During early spring, the lengthening days and new sources of pollen and nectar stimulate brood rearing. The bees also gather water to regulate temperature and to liquefy thick or granulated honey in the preparation of brood food. Drones will be absent or scarce at this time of the year.

Later in the spring, the population of the colony expands rapidly and the proportion of young bees increases. As the population increases, the field-worker force also increases. Field bees may collect nectar and pollen in greater amounts than are needed to maintain brood rearing, and surpluses of honey or pollen may accumulate).

As the days lengthen and the temperature continues to increase, the cluster expands further and drones are produced. With an increase in brood rearing and the accompanying increase in adult bees, the nest area of the colony becomes crowded. More bees are evident at the entrance of the nest. A telltale sign of overcrowding is to see the bees crawl out and hang in a cluster around the en trance on a warm afternoon.

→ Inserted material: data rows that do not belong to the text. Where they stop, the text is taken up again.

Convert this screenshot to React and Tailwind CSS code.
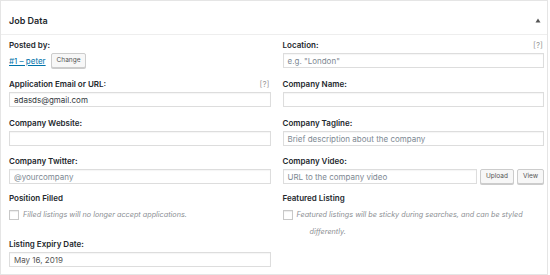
import React from "react";

const font = { fontFamily: "Inter, 'Noto Sans', sans-serif" };

function Label({ children, help }) {
  return (
    <div className="flex items-center justify-between h-[12px] leading-[12px] text-[8px] font-semibold text-[#23282d]">
      <span>{children}</span>
      {help && <span className="font-normal text-[#999] pr-[1px]">[?]</span>}
    </div>
  );
}

function Input({ value, placeholder, className = "" }) {
  return (
    <div
      className={`mt-[2px] h-[15px] border border-[#dddddd] bg-white shadow-[inset_0_1px_1px_rgba(0,0,0,0.04)] px-[4px] flex items-center text-[8px] leading-[10px] ${
        value ? "text-[#32373c]" : "text-[#7e8993]"
      } ${className}`}
    >
      {value || placeholder}
    </div>
  );
}

function Btn({ children }) {
  return (
    <div className="h-[15px] px-[5px] border border-[#cccccc] bg-[#f7f7f7] rounded-[2px] text-[6.5px] text-[#555] flex items-center shadow-[0_1px_0_#ccc]">
      {children}
    </div>
  );
}

function Check() {
  return (
    <div className="w-[10px] h-[10px] border border-[#c8c8c8] bg-white shrink-0 shadow-[inset_0_1px_1px_rgba(0,0,0,0.08)]" />
  );
}

export default function App() {
  return (
    <div className="w-[550px] h-[275px] bg-white" style={font}>
      <div className="w-[548px] h-[275px] border border-[#e5e5e5] bg-white">
        <div className="h-[34px] border-b border-[#eeeeee] pl-[8px] pr-[6px] pt-[14px] flex justify-between">
          <span className="text-[9px] leading-[12px] font-semibold text-[#23282d]">Job Data</span>
          <svg width="6" height="5" viewBox="0 0 6 5" className="mt-[3px]">
            <path d="M3 0.5 L5.5 4.5 L0.5 4.5 Z" fill="#555" />
          </svg>
        </div>
        <div className="pl-[8px] pr-[3px] pt-[4px] grid grid-cols-2 gap-x-[12px] grid-rows-[39px_39px_38px_37px_46px_auto]">
          <div>
            <Label>Posted by:</Label>
            <div className="mt-[2px] flex items-center gap-[5px]">
              <a className="text-[8px] text-[#0073aa] underline">#1 – peter</a>
              <Btn>Change</Btn>
            </div>
          </div>
          <div>
            <Label help>Location:</Label>
            <Input placeholder={'e.g. "London"'} />
          </div>
          <div>
            <Label help>Application Email or URL:</Label>
            <Input value="adasds@gmail.com" />
          </div>
          <div>
            <Label>Company Name:</Label>
            <Input />
          </div>
          <div>
            <Label>Company Website:</Label>
            <Input />
          </div>
          <div>
            <Label>Company Tagline:</Label>
            <Input placeholder="Brief description about the company" />
          </div>
          <div>
            <Label>Company Twitter:</Label>
            <Input placeholder="@yourcompany" />
          </div>
          <div>
            <Label>Company Video:</Label>
            <div className="flex items-start gap-[3px]">
              <Input placeholder="URL to the company video" className="flex-1" />
              <div className="mt-[2px]"><Btn>Upload</Btn></div>
              <div className="mt-[2px]"><Btn>View</Btn></div>
            </div>
          </div>
          <div>
            <Label>Position Filled</Label>
            <div className="mt-[6px] flex items-center gap-[4px]">
              <Check />
              <span className="text-[7.25px] italic text-[#8c8f94]">Filled listings will no longer accept applications.</span>
            </div>
          </div>
          <div>
            <Label>Featured Listing</Label>
            <div className="mt-[6px] flex items-center gap-[4px]">
              <Check />
              <span className="text-[7.25px] italic text-[#8c8f94]">Featured listings will be sticky during searches, and can be styled</span>
            </div>
            <div className="mt-[6px] pl-[27px] text-[7.25px] italic text-[#8c8f94] leading-[10px]">differently.</div>
          </div>
          <div>
            <Label>Listing Expiry Date:</Label>
            <Input value="May 16, 2019" className="!text-[#555]" />
          </div>
          <div />
        </div>
      </div>
    </div>
  );
}
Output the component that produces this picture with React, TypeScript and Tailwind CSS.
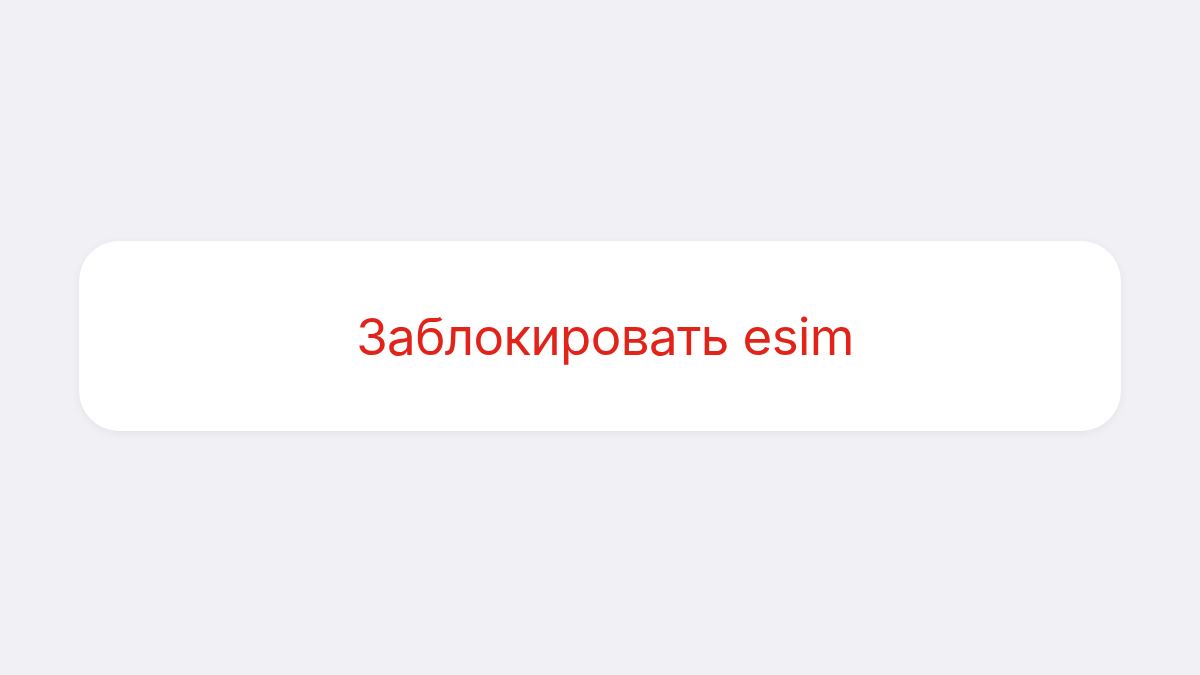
import React from "react";

export default function App() {
  return (
    <div className="h-[675px] w-full bg-[#f0f0f5] px-[79px] pt-[241px]">
      <button
        type="button"
        className="flex h-[190px] w-full items-center justify-center rounded-[40px] bg-white pl-[10px] shadow-[0_2px_10px_rgba(0,0,0,0.06)]"
      >
        <span
          className="text-[51px] leading-none text-[#e2231a] tracking-[-0.6px]"
          style={{ fontFamily: "Inter, 'Noto Sans', sans-serif" }}
        >
          Заблокировать esim
        </span>
      </button>
    </div>
  );
}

Combined with crowded conditions, the queen also increases drone egg laying in preparing for the natural division of the colony by swarming. In addition to rearing workers and drones, the bees also prepare to rear a new queen. A few larvae that would normally develop into worker bees are fed a special gland food called royal jelly, their cells are reconstructed to accommodate the larger queen, and her rate of development is sped up. The number of queen cells produced varies with races and strains of bees as well as individual colonies.

Regardless of its crowded condition, the colony will try to expand by building new combs if food and room are available. These new combs are generally used for the storage of honey, whereas the older combs are used for pollen storage and brood rearing.